Чтобы обсуждать влияние классического республиканизма и «черной легенды» на образ южных соседей в США, необходимо ввести понятие национального характера – одно из ключевых для интеллектуального поля эпохи, на котором разворачивались споры о перспективах Латинской Америки. В XVIII столетии рассказ об истории и современности народа обязательно включал обсуждение национального характера, причем к концу столетия понятие нации окончательно включило в себя весь народ, а не только его верхи. Как пишет современный исследователь, суть проблемы национального характера в англосаксонской традиции – это отношение между свободным правительством (и/или рыночной экономикой) и «качеством» граждан[193]. Что же определяет национальный характер? Здесь к началу XIX века сложились две основные традиции: Монтескье (вслед за Гиппократом, Платоном, другими античными мыслителями и Макиавелли) подчеркивал влияние климата и других постоянных факторов на общий дух (esprit general) народа. С Монтескье в «Общественном договоре» (1762) согласится Руссо. Споря с автором «Духа законов» (1748), Юм (а вслед за ним и Вольтер, Фенелон, Тюрго) утверждал господство других, переменчивых сил.
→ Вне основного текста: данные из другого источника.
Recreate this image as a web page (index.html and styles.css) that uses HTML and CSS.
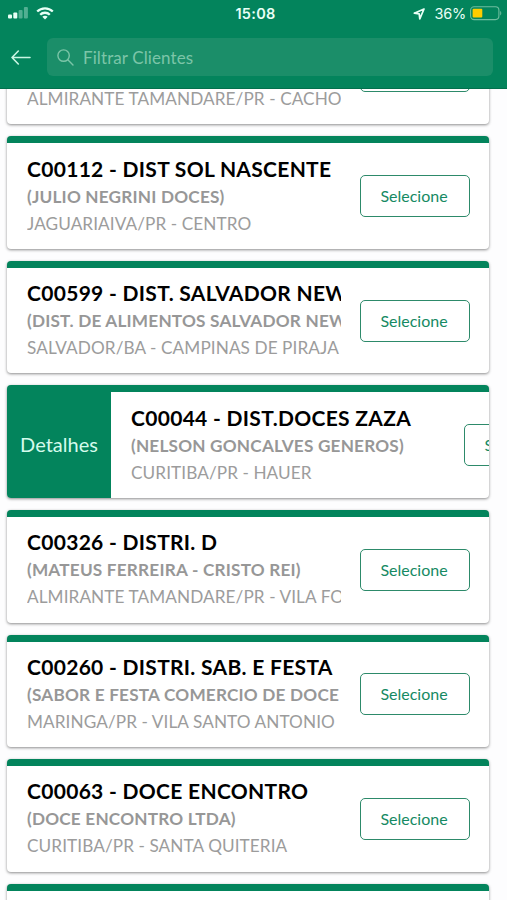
FILE: index.html
```html
<!DOCTYPE html>
<html lang="pt-BR">
<head>
    <meta charset="UTF-8">
    <meta name="viewport" content="width=device-width, initial-scale=1.0">
    <title>Clientes</title>
    <link rel="stylesheet" href="styles.css">
</head>
<body>
    <header class="header">
        <div class="status">
            <div class="status-left">
                <svg width="20" height="12" viewBox="0 0 20 12" fill="#e9fff6">
                    <rect x="0" y="7.5" width="4" height="4" rx="1"/>
                    <rect x="5.3" y="5.5" width="4" height="6" rx="1"/>
                    <rect x="10.6" y="3" width="4" height="8.5" rx="1" opacity=".35"/>
                    <rect x="15.9" y="0" width="4" height="11.5" rx="1" opacity=".35"/>
                </svg>
                <svg width="18" height="13" viewBox="0 0 18 13" fill="none" stroke="#e9fff6" stroke-width="2.3">
                    <path d="M1.2 4.5C5.5.2 12.5.2 16.8 4.5"/>
                    <path d="M4.2 7.7c2.6-2.6 7-2.6 9.6 0"/>
                    <path d="M9 12.5 6.3 9.8c1.5-1.4 3.9-1.4 5.4 0z" fill="#e9fff6" stroke="none"/>
                </svg>
            </div>
            <div class="time">15:08</div>
            <div class="status-right">
                <svg class="location" width="12" height="12" viewBox="0 0 12 12" fill="none" stroke="#e9fff6" stroke-width="1.7" stroke-linejoin="round">
                    <path d="M11 1 1.3 5.2l4.9.7.6 4.9z"/>
                </svg>
                <span class="percent">36%</span>
                <svg width="32" height="15" viewBox="0 0 32 15">
                    <rect x=".6" y=".8" width="28.3" height="12.8" rx="3.5" fill="none" stroke="#6fbd9f" stroke-width="1.1"/>
                    <rect x="2.6" y="2.8" width="9.7" height="8.8" rx="1" fill="#fc0"/>
                    <path d="M30.2 5v4.4c1.5-.6 1.5-3.8 0-4.4z" fill="#6fbd9f"/>
                </svg>
            </div>
        </div>
        <div class="toolbar">
            <svg class="back" width="20" height="15" viewBox="0 0 20 15" fill="none" stroke="#c9f5e3" stroke-width="1.6" stroke-linecap="round" stroke-linejoin="round">
                <path d="M19 7.5H1M7.3 1 1 7.5 7.3 14"/>
            </svg>
            <div class="search">
                <svg width="17" height="17" viewBox="0 0 17 17" fill="none" stroke="#7cc5a8" stroke-width="1.4" stroke-linecap="round">
                    <circle cx="6.6" cy="6.6" r="5.7"/>
                    <path d="m10.8 10.8 5.2 5.2"/>
                </svg>
                <span class="placeholder">Filtrar Clientes</span>
            </div>
        </div>
    </header>

    <main class="list">
        <div class="card first">
            <div class="content">
                <div class="info">
                    <div class="name"></div>
                    <div class="company"></div>
                    <div class="city">ALMIRANTE TAMANDARE/PR - CACHO</div>
                </div>
                <button class="select"></button>
            </div>
        </div>
        <div class="card">
            <div class="content">
                <div class="info">
                    <div class="name">C00112 - DIST SOL NASCENTE</div>
                    <div class="company">(JULIO NEGRINI DOCES)</div>
                    <div class="city">JAGUARIAIVA/PR - CENTRO</div>
                </div>
                <button class="select">Selecione</button>
            </div>
        </div>
        <div class="card">
            <div class="content">
                <div class="info">
                    <div class="name">C00599 - DIST. SALVADOR NEW</div>
                    <div class="company">(DIST. DE ALIMENTOS SALVADOR NEW</div>
                    <div class="city">SALVADOR/BA - CAMPINAS DE PIRAJA</div>
                </div>
                <button class="select">Selecione</button>
            </div>
        </div>
        <div class="card swiped">
            <div class="details">Detalhes</div>
            <div class="content">
                <div class="info">
                    <div class="name">C00044 - DIST.DOCES ZAZA</div>
                    <div class="company">(NELSON GONCALVES GENEROS)</div>
                    <div class="city">CURITIBA/PR - HAUER</div>
                </div>
                <button class="select">Selecione</button>
            </div>
        </div>
        <div class="card">
            <div class="content">
                <div class="info">
                    <div class="name">C00326 - DISTRI. D</div>
                    <div class="company">(MATEUS FERREIRA - CRISTO REI)</div>
                    <div class="city">ALMIRANTE TAMANDARE/PR - VILA FO</div>
                </div>
                <button class="select">Selecione</button>
            </div>
        </div>
        <div class="card">
            <div class="content">
                <div class="info">
                    <div class="name">C00260 - DISTRI. SAB. E FESTA</div>
                    <div class="company">(SABOR E FESTA COMERCIO DE DOCE</div>
                    <div class="city">MARINGA/PR - VILA SANTO ANTONIO</div>
                </div>
                <button class="select">Selecione</button>
            </div>
        </div>
        <div class="card">
            <div class="content">
                <div class="info">
                    <div class="name">C00063 - DOCE ENCONTRO</div>
                    <div class="company">(DOCE ENCONTRO LTDA)</div>
                    <div class="city">CURITIBA/PR - SANTA QUITERIA</div>
                </div>
                <button class="select">Selecione</button>
            </div>
        </div>
        <div class="card"></div>
    </main>
</body>
</html>
```
FILE: styles.css
```css
* {
    box-sizing: border-box;
}

body {
    margin: 0;
    height: 900px;
    overflow: hidden;
    display: flex;
    flex-direction: column;
    background-color: #fdfdfe;
    font-family: Lato, "Open Sans", sans-serif;
}

svg {
    display: block;
    flex-shrink: 0;
}

.header {
    height: 89px;
    flex-shrink: 0;
    background-color: #03845c;
    border-bottom: 1px solid #02704d;
}

.status {
    height: 27px;
    display: grid;
    grid-template-columns: 1fr auto 1fr;
    align-items: center;
    padding: 0 5px 0 8px;
    font-family: Inter, sans-serif;
    color: #e9fff6;
}

.status-left {
    display: flex;
    gap: 8px;
}

.time {
    margin-left: 1px;
    font-size: 14.5px;
    font-weight: 600;
    letter-spacing: 0.3px;
}

.status-right {
    display: flex;
    justify-content: flex-end;
    align-items: center;
}

.percent {
    font-size: 14.5px;
    margin: 0 4px 0 9px;
    letter-spacing: -0.2px;
}

.toolbar {
    display: flex;
    align-items: center;
    padding: 11px 14px 0 11px;
}

.search {
    flex: 1;
    display: flex;
    align-items: center;
    height: 38px;
    margin-left: 16px;
    padding-left: 10px;
    border-radius: 6px;
    background-color: #1b8e69;
}

.placeholder {
    margin-left: 9px;
    color: #7cc5a8;
    font-size: 17px;
    letter-spacing: 0.1px;
}

.list {
    flex: 1;
    overflow: hidden;
    padding: 0 18px 0 7px;
}

.card {
    display: flex;
    height: 112.6px;
    margin-bottom: 12px;
    border-top: 7px solid #03845c;
    border-radius: 4px;
    background-color: #fff;
    box-shadow: 0 1px 3px rgba(0, 0, 0, 0.45);
    overflow: hidden;
}

.first {
    margin-top: -77.4px;
}

.content {
    display: flex;
    flex-shrink: 0;
    align-items: center;
    width: 482px;
    padding: 0 19px 0 20px;
}

.info {
    width: 314px;
    margin-right: 19px;
    padding-bottom: 1px;
    overflow: hidden;
    white-space: nowrap;
}

.name {
    height: 28px;
    line-height: 27px;
    font-size: 21px;
    font-weight: 700;
    letter-spacing: 0.3px;
    color: #000;
}

.company {
    height: 27px;
    line-height: 27px;
    font-size: 17.2px;
    font-weight: 700;
    letter-spacing: 0.2px;
    color: #979797;
}

.city {
    height: 27px;
    line-height: 27px;
    font-size: 17.2px;
    letter-spacing: 0.08px;
    color: #9c9c9c;
}

.select {
    width: 110px;
    height: 42px;
    padding: 0 2px 1px 0;
    border: 1.5px solid #2d8a6a;
    border-radius: 5px;
    background-color: #fff;
    color: #168a63;
    font-family: inherit;
    font-size: 16px;
}

.details {
    display: flex;
    flex-shrink: 0;
    align-items: center;
    justify-content: center;
    width: 104px;
    padding-bottom: 2px;
    background-color: #03845c;
    color: #d5fbec;
    font-size: 20px;
}
```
В очерке «О национальных характерах» (1748) Юм резко критикует взгляды Монтескье на роль климата в становлении национального характера, пишет о влиянии экономики, истории, правительства[194]. В статье «О суеверии и энтузиазме» (1741) Юм утверждал, что с «политической свободой» равно несовместимы как католический «предрассудок», так и пуританский «энтузиазм», например, времен Английской революции, уходя тем самым от примитивного антикатолицизма. Если Юм ставил во главу угла влияние политических институтов, то, скажем, Тюрго подчеркивал роль образования.
Упрощенно говоря, если Монтескье считал национальный характер в целом неизменным, то Юм подчеркивал его изменчивость под воздействием обстоятельств, в том числе политических. Символами двух подходов для современников были Солон и Ликург – первый строил законы, исходя из характера афинян, второй стремился законами изменить характер спартанцев.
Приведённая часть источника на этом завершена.